BEGIN DATA TO PROCESS

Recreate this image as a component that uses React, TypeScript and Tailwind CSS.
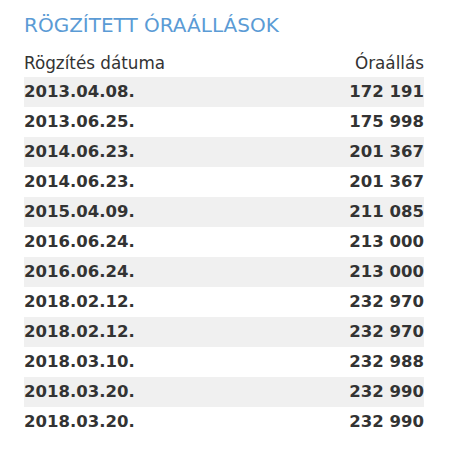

END DATA TO PROCESS
BEGIN DATA TO PROCESS

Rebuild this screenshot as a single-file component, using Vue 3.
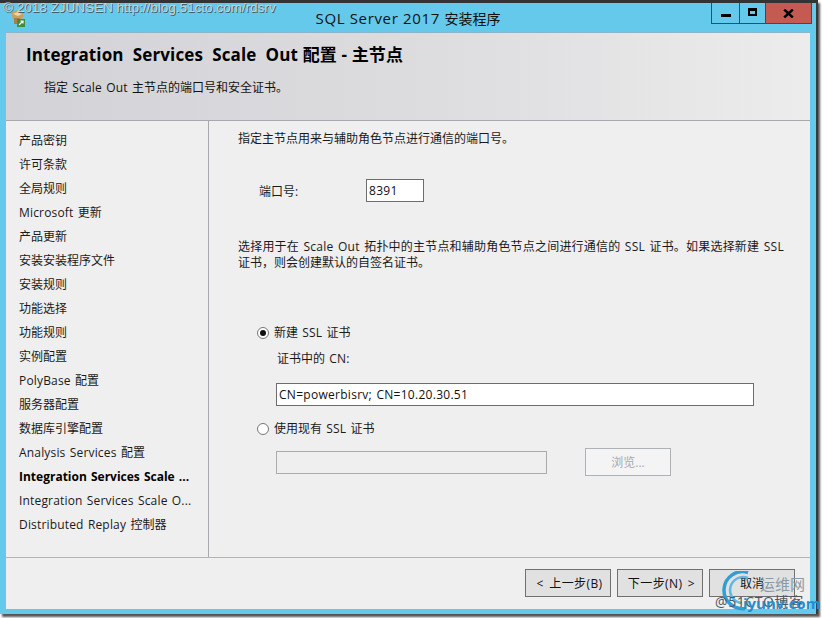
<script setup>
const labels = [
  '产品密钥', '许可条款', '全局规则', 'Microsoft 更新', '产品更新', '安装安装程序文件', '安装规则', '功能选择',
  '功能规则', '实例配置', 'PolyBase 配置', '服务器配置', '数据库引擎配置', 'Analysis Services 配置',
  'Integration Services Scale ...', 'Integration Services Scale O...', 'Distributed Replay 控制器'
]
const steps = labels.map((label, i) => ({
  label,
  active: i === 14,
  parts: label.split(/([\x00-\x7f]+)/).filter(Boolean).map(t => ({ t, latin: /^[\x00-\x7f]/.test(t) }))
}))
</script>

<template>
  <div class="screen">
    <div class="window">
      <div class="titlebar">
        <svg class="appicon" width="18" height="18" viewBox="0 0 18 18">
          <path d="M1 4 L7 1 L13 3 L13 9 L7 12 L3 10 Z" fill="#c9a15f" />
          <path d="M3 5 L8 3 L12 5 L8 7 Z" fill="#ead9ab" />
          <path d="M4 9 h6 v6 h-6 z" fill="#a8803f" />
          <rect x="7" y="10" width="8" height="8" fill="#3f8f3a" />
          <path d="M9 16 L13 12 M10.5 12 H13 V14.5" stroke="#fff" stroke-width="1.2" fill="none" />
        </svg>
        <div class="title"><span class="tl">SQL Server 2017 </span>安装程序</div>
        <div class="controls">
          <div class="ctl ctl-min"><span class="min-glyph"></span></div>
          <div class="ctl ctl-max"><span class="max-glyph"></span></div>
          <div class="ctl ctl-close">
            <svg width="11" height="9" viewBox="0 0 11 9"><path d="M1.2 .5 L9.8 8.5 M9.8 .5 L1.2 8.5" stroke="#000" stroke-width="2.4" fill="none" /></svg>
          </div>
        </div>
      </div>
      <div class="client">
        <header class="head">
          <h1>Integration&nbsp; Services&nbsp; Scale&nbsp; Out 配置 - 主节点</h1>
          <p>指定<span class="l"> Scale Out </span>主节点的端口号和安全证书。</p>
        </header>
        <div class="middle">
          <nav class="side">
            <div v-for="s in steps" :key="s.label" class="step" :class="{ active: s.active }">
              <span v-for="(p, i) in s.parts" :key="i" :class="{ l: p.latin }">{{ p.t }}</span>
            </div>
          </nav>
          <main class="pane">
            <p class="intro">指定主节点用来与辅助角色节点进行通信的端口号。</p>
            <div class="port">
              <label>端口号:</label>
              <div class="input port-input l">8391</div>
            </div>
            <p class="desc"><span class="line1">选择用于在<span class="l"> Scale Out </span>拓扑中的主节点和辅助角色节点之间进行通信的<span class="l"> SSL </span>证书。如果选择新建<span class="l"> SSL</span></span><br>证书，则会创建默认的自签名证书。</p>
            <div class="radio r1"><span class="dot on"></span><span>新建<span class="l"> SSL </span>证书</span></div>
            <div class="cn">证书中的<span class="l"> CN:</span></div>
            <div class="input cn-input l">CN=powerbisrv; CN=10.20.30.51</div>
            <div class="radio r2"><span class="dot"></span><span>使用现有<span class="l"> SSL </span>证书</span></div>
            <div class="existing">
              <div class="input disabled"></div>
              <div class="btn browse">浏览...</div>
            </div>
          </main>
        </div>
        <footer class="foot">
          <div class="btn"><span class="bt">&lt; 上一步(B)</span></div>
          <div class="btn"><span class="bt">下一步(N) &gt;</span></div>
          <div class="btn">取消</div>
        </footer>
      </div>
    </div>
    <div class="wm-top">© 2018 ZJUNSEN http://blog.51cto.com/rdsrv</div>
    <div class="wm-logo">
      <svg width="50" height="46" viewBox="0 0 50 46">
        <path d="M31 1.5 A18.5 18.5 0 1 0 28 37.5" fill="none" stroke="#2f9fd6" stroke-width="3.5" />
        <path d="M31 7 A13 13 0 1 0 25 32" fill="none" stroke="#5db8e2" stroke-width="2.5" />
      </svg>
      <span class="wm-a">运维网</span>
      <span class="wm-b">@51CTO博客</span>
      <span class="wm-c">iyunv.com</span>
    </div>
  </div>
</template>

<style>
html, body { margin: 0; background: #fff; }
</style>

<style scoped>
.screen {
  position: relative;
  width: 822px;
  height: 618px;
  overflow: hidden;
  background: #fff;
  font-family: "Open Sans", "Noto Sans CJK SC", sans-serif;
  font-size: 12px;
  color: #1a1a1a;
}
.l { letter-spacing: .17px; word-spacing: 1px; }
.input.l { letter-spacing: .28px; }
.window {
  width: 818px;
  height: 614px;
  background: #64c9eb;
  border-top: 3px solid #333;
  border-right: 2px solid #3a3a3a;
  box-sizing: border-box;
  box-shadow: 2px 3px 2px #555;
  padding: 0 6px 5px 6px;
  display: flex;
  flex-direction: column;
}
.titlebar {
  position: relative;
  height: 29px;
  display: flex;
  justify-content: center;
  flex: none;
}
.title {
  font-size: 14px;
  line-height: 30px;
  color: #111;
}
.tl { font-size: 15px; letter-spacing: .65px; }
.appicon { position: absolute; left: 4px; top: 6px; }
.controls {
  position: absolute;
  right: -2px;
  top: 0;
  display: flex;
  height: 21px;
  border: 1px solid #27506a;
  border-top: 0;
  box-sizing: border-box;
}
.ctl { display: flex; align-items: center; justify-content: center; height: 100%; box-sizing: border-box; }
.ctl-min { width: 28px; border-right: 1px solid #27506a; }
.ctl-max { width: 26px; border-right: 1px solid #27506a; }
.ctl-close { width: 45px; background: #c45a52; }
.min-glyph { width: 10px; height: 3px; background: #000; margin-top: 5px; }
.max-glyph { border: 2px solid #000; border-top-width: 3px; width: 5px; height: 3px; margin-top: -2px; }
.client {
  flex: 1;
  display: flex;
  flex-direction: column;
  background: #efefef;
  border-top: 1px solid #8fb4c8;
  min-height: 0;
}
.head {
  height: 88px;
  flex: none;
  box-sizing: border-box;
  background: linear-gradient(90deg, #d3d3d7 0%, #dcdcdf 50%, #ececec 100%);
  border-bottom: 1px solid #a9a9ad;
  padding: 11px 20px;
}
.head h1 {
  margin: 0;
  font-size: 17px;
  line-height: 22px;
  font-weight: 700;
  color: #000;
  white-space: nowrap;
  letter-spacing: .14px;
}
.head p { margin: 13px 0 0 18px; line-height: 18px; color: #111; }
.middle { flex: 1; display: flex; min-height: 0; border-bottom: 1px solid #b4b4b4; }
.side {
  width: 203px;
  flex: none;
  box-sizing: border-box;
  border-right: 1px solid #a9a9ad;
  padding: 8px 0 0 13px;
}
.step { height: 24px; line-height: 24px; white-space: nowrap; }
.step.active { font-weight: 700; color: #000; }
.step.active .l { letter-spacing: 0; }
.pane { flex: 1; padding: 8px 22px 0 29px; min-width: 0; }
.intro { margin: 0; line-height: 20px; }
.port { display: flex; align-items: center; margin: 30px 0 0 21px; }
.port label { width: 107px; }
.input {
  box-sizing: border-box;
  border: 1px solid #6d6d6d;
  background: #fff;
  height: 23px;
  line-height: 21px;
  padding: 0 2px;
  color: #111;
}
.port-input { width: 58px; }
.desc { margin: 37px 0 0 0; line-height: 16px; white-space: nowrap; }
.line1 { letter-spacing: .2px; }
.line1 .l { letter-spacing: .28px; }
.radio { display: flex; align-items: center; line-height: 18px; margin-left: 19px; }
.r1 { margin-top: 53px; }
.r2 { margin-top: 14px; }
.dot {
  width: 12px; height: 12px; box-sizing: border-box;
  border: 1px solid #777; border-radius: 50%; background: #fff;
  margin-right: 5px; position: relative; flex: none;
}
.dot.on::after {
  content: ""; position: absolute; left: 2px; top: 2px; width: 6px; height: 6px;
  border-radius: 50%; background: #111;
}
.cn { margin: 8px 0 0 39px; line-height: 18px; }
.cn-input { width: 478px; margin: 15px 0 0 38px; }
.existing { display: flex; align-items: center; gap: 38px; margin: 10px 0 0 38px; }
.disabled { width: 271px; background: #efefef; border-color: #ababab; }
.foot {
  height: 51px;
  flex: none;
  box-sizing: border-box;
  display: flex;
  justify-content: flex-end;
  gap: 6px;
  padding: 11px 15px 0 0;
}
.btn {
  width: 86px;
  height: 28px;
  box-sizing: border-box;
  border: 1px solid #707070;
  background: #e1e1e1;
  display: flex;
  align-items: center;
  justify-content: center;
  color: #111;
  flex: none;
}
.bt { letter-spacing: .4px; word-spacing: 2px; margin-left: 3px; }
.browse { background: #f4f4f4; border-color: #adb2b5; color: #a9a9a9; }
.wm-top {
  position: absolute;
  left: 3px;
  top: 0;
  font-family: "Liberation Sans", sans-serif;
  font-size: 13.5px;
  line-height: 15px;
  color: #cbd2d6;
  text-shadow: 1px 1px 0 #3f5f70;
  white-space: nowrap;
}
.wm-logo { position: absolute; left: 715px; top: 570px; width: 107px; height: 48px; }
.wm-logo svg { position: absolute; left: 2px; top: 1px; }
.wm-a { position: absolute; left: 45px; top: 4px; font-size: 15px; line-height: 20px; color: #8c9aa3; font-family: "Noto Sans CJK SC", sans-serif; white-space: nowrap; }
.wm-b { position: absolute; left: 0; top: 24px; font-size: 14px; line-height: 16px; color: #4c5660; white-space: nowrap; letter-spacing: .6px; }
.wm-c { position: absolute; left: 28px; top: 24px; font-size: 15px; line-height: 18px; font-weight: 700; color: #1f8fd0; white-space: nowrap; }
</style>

END DATA TO PROCESS
BEGIN DATA TO PROCESS

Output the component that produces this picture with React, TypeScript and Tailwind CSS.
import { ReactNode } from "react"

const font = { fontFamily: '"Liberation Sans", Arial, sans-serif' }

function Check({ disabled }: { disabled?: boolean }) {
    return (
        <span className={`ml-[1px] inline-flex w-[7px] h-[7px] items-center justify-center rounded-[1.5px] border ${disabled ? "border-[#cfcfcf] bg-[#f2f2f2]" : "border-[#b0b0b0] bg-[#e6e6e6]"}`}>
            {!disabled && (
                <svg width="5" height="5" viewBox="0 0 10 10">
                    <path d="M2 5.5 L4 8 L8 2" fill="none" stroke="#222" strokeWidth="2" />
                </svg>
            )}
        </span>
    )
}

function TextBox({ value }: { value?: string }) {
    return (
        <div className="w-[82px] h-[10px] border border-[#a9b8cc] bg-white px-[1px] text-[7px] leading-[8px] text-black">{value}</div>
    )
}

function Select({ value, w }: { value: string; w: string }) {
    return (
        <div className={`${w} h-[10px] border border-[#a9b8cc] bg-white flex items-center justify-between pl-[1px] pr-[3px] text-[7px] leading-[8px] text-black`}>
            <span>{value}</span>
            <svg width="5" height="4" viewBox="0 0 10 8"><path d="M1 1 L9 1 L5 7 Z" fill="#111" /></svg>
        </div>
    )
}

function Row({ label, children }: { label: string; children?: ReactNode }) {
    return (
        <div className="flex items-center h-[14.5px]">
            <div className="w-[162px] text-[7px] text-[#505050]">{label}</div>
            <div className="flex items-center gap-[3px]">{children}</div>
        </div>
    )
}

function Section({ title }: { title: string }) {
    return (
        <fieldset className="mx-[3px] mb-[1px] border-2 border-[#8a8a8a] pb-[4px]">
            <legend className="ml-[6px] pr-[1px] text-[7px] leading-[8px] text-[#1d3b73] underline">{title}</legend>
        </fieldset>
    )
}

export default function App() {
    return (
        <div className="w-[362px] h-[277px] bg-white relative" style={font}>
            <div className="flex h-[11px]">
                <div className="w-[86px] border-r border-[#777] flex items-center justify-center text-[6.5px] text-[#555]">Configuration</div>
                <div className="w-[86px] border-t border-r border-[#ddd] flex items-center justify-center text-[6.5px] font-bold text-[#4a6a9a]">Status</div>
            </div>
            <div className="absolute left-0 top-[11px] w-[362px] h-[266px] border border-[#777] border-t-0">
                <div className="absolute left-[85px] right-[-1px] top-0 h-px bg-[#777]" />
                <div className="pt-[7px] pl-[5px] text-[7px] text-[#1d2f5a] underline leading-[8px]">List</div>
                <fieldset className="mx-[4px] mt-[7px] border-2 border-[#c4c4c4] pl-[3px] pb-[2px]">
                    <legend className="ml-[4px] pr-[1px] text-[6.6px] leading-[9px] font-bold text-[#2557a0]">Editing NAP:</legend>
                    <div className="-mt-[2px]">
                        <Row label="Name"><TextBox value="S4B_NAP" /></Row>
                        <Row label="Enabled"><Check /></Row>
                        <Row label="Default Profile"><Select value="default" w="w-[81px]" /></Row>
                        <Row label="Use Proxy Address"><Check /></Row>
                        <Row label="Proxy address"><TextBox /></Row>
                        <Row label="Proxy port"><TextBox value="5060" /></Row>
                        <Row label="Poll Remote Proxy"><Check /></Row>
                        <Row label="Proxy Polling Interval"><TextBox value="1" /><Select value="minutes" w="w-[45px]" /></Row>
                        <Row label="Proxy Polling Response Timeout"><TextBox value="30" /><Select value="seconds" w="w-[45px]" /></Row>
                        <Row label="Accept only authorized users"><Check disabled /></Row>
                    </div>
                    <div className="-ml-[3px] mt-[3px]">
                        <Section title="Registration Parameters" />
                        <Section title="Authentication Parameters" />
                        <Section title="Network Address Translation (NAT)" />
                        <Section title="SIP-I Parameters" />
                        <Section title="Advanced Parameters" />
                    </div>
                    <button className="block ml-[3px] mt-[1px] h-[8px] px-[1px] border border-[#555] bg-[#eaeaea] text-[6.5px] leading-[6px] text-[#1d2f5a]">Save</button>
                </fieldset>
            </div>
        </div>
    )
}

END DATA TO PROCESS

_TASK DESCRIPTION_
Show the lines from the data above that contain the string "TypeScript".

_EXPECTED OUTPUT_
Recreate this image as a component that uses React, TypeScript and Tailwind CSS.
Output the component that produces this picture with React, TypeScript and Tailwind CSS.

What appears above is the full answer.